I don't argue with any of that, except to say again that I'm not convinced
DKIM, the protocol, has to suddenly break for small keys.  I absolutely
agree with a BCP statement of some kind, and I also agree in retrospect
that the not-long-lived key advice in RFC6376 is probably not helpful.
(You could in theory observe the timestamp of when you first saw a key and
then watch how long it gets used, but that puts an unreasonable burden on
receivers.)

It's been known for years (see the original reference I provided) the 512 bit 
keys were trivially spoofable.  All open source implementations I'm aware of 
have not accepted keys < 1024 bits for several years.  The only sudden is in 
an abstract sense if one hadn't been paying any attention at all to 
operational reality regarding DKIM.  I don't view this as a functional change 
to the operational protocol as much as making the IETF paperwork match that 
reality (which I think is important).  We're already several years late 
writing this, so I don't think any alleged suddenness should be considered at 
all.

If you take out the poorly considered aspect of giving an exception to the 
existing MUSTard about short lived keys (which is never defined), 1024 bits has 
always been the limit, it's just that people often ignored it.  Rapid key 
rotation is not something that's generally done.
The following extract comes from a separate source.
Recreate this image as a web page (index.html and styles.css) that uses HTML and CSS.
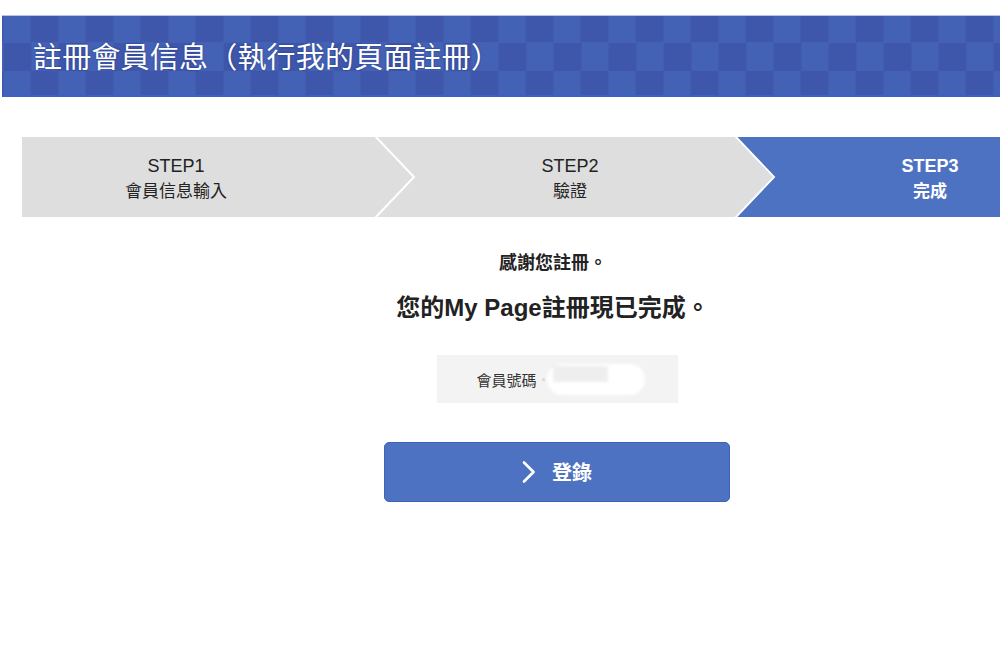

Do we also want to issue a BCP more generally that tries to compel all
implementations of TLS or anything doing signatures to flatly decline to
operate if someone tries to use a sub-1024-bit key size?

I think the considerations for other protocols might be different.  I'd rather 
focus on DKIM for the moment.  Once you get to all, it's no longer a quick, 
easy update.

BTW (for reference), I'm prompted to do the work to make this change by a
recent change in opendkim [1] that removed the ability to mark messages
with small keys as DKIM fail.

The change I think you're talking about (you didn't include a reference
URL; I think it's https://sourceforge.net/p/opendkim/bugs/221/) appears to
agree with what I'm saying above.  When talking about unacceptably small
keys, the "unacceptable" decision is not made by the protocol, but by the
receiver.  DKIM didn't fail, so it shouldn't be treated as a DKIM failure.
Accordingly, OpenDKIM now reports those as failures for policy reasons
rather than failures for protocol reasons.

That is the issue in question.  I copied the URL, but then neglected to paste.  
Thanks.  If the analysis in that issue is correct, key length can never be a 
reason to call a signature invalid.  I don't think that's correct.

So, if I publish a DKIM key of 128 bits and rotate it every minute for 
security, is that a DKIM signature?  What if it's 2 bits?  The signature isn't 
in violation of any MUST or even an a SHOULD.  Neither is verifying it.

DKIM is a security protocol.  I find it very odd to claim that the security 
part of a security protocol isn't part of the protocol.  

While I have an opinion on what I think the right answer is, what I'd really 
like is whatever is easiest to get published in the IETF that gets signatures 
based on keys less than 1024 bits marked fail by opendkim again.